The Pattern - Part 2

More memories flood back as Casandra continues toward a filigree of fire. She recalls arriving home to find a strange woman sitting on her living room floor. The woman, who had red hair, a pale complexion, and green eyes to match Casandra's, rose as Casandra approached. Casandra realized that they were the same height.

The woman bowed at the waist and said in accented Japanese "Hajimemashite. Shukubo Fiona desu. Dozo yoroshiku. Anata wa Yuri Shimada-san desu ka." Casandra's eyes rolled back and she feinted.

Casandra began to regain consciousness but gave no outward sign as her mind raced. "How did this person know her name, a name she had not used in over 160 years? What did she mean about being Casandra's aunt? How did she get in my house?" A voice interrupted her thoughts, "O-genki desu ka."

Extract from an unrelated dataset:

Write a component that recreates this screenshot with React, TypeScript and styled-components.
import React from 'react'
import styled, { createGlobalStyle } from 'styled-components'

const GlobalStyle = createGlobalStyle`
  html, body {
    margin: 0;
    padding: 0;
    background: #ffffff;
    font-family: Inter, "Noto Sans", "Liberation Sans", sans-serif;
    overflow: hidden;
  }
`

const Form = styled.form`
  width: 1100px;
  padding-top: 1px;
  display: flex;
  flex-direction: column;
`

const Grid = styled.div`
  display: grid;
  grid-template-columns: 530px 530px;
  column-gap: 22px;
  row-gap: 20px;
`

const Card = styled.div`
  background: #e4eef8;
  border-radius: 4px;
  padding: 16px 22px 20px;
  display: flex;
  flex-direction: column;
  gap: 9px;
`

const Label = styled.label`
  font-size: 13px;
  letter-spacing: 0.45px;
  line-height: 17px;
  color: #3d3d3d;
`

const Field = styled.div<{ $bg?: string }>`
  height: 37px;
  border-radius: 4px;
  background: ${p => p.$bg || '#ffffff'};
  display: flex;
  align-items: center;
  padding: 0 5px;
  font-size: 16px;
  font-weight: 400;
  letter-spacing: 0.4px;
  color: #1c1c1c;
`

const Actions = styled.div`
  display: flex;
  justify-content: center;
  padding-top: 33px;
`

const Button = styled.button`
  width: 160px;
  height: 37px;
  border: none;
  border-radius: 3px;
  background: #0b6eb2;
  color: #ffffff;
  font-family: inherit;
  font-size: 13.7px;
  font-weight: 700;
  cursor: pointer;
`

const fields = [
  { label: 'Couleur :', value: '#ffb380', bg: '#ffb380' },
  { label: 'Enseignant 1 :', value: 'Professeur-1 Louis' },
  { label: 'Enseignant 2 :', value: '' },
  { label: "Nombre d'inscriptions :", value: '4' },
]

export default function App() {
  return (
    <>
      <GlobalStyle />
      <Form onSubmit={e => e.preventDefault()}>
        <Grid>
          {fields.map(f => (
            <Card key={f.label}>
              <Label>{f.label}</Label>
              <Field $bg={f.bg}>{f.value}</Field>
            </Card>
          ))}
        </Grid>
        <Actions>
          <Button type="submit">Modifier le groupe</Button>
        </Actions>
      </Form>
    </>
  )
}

Casandra opened her eyes and replied, "Genki desu. Perhaps English would be an easier language?"

"As you wish," Fiona replied. "I have spent a great deal of time and effort tracking you down Casandra. I know some things about your past which may be of interest to you."

Casandra pulled herself together and suddenly realized that she has been a poor host. She offered, "can I get you something to drink, perhaps some green tea?" Fiona accepted the offer, in part to let Casandra collect her thoughts. After a few minutes Casandra returned with a tea service and served Fiona ceremoniously.

When she had been served, Fiona told Casandra about Amber, and Eric, and Shadow. It took several hours to answer the inevitable questions. Fiona left, and was not seen again for over a year. Casandra used that time to come to grips with what she had learned and how she fit into this new reality. When she returned, Fiona taught Casandra about trumps, and how they are created, she also prepared Casandra to walk the Pattern.

As Casandra paces around the Grand Curve, she can feel herself being transformed by the experience. She continues through many more curves and twists, the sparks ever rising. Her whole body tingles and she can barely see where she is going by the time she reaches the Final Veil.

Once again she is faced with a wall of resistence. The experience is physically painful, like being stung by millions of grains of sand whipped by the wind's fury. Casandra is unable to move at all. All of her effort and will are insufficient to force her foot to move forward. Her whole body seems to be paralyzed.

Painful memories wash down the canyons of Casandra's mind like a flash flood. Fighting in Korea in 1894 with Japanese forces. They put down the rebellious Koreans and then the Chinese. Dressed again as a man, Casandra had joined the Japanese forces as a rifleman. Conditions in the camp were disgusting, with no place for Casandra to properly bathe, food that would make a jackel retreat, and unsanitary and inadequate medical facilities. The fighting was mercifully brief, but Casandra's luck ran out in her sixth month there. A bullet ripped through her, paralyzing her from the waist down. She was dragged off the field of battle in tremendous pain and sent home two weeks later.

It was three long years before she could feel a tingle in her feet again and another two until she could move as before. Casandra whiled away the months running her business, painting, and learning how to walk again.

With the same fierce determination, Casandra focuses her will on moving, channeling every ounce of her strength and determination into breaking through this last barrier. Casandra seems to recall every second of the years she was paralyzed in the time it takes her to pass through the Final Veil.

Eventually it parts before her and she nearly falls forward. It takes a long moment for Casandra to realize that she has done it. It is an effort just to keep from falling over, and it requires the last of Casandra's willpower to stand upright. It suddenly dawns on Casandra that she is quite literally at the Center of the Universe. She has the power now to travel through shadow and find her every desire, and of course, the power right now to go anywhere she wishes in an instant.

The choice is a simple one, in more ways than one. For there is only one thing that she desires at this instant. With a thought she is back in her home, in Japan. She removes her sweat-soaked clothing as she runs a hot bath for herself. She pours some jasmine into the water and lights several candles. Casandra submerges in the hot water, washing away the tears, the sweat, and the agony. At last she floats alone, and naked, in the center of her own little universe.